I'm in awe of how neatly "the Lord's program" works. For a boy with an upright, involved, righteous father, the influence of other men is perhaps less critical, but in that case the boy and his father can work together in their priesthood quorum to do true good for the other people around them. And for a boy without a male family role model, the priesthood order gives him a family, gives him fathers and brothers who can strengthen him and point him towards Christ.
I don't suppose a lot of good is said about groups of men these days. People seem to think that "locker room talk" and boasting and crudeness is not only typical, but inevitable. But I can't even put the men I know in the same universe as that sort of thing. They are so much better than that, or they CAN be. And in the groups of Priesthood holders I'm associated with, they ARE. I was in a classroom with a bunch of 14-year-old boys recently as my son was being ordained to the office of Teacher in the Aaronic Priesthood. I know these boys. They are just boys. I see them tipping back in their chairs and elbowing each other and snickering with their friends as they walk to the bus stop. I see them sitting with their heads bent over their knees during sacrament meeting, looking sullen or sleepy or bored. And yet when the teacher asked me to bear my testimony in that classroom, I was immediately overcome with my feelings of love for the Priesthood of God, which these boys bear, in my life. It was almost funny to stand up in front of them with their floppy hair and their too-short pants and their tipped-back chairs and feel such awe and gratitude, but I did! To me they suddenly looked like the "royal army" we are always singing about, full of strength and light. I felt so amazed that even these adolescent boys can have a confidence and a goodness that come from their association with the Priesthood. I felt so thankful for the good choices they have made and will make, and for the good men that guide them, and for the chance my own sons have to be influenced by that great fraternal order—rather than the kind of fraternities the rest of world thinks are "the only thing men and boys are capable of."

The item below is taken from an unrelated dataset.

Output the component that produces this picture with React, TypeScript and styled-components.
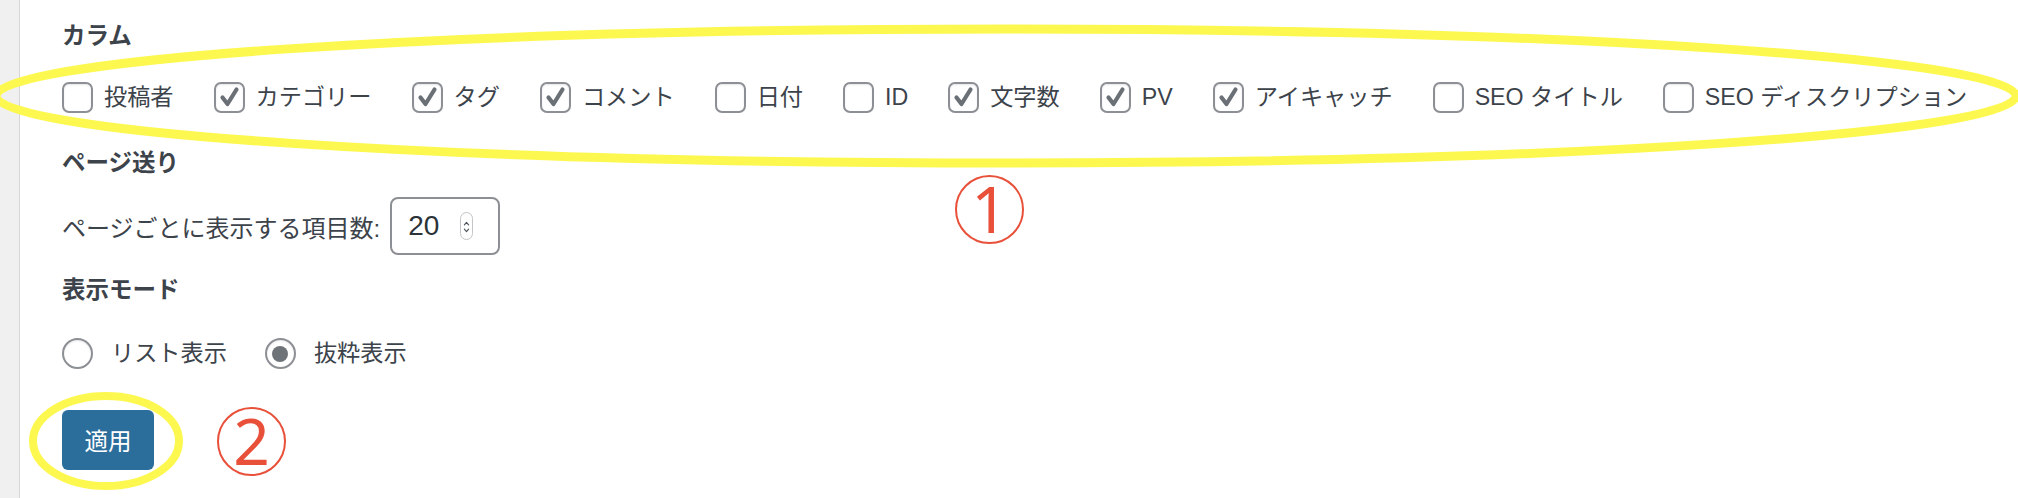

There were several other sections of Elder Hanks' talk I liked, but one that stuck out especially was this:
Boys need more than a promise and more than a name; they need to be permitted to test their strength, to use their abilities, to use their priesthood.
I had just been listening to President Uchtdorf's most recent talk about Alma and Amulek, where he encourages us to "find our Amuleks" and give them a chance to rise up from their current situations, to stretch themselves and become the great leaders God knows they can be. And this quote made me feel a similar urgency to seek opportunities for my boys to contribute to the work of the Lord. I do want them to be able to use their abilities and use their priesthood to serve others, and I think I could do more to think of situations where this could happen! Sometimes it's hard to face the thought of doing one more thing as a family, but I feel like serving others together, and maybe especially involving my older boys in the planning and carrying out of that service, would be a really worthwhile thing in helping them grow into their priesthood capabilities. I'm mulling over some ideas. We've used this website before to find service projects that families can do together, and there's a specific section geared to things that youth under 18 can do to volunteer! And I think I also shouldn't overlook the little, basic things that boys are always getting asked to do anyway—shoveling snow and babysitting and so forth. Even when there has been initial resistance, I can always see the pride and confidence in my boys when they have completed a job that they know was truly useful and truly needed (and I love the advice given in this post, especially #7 and #8!) so I'm going to try to search out more of those!

I'm so glad I have good boys in my life, and even more, a good husband who sets the bar high for them! And it's the gospel and the Priesthood that makes it all possible. What a blessing!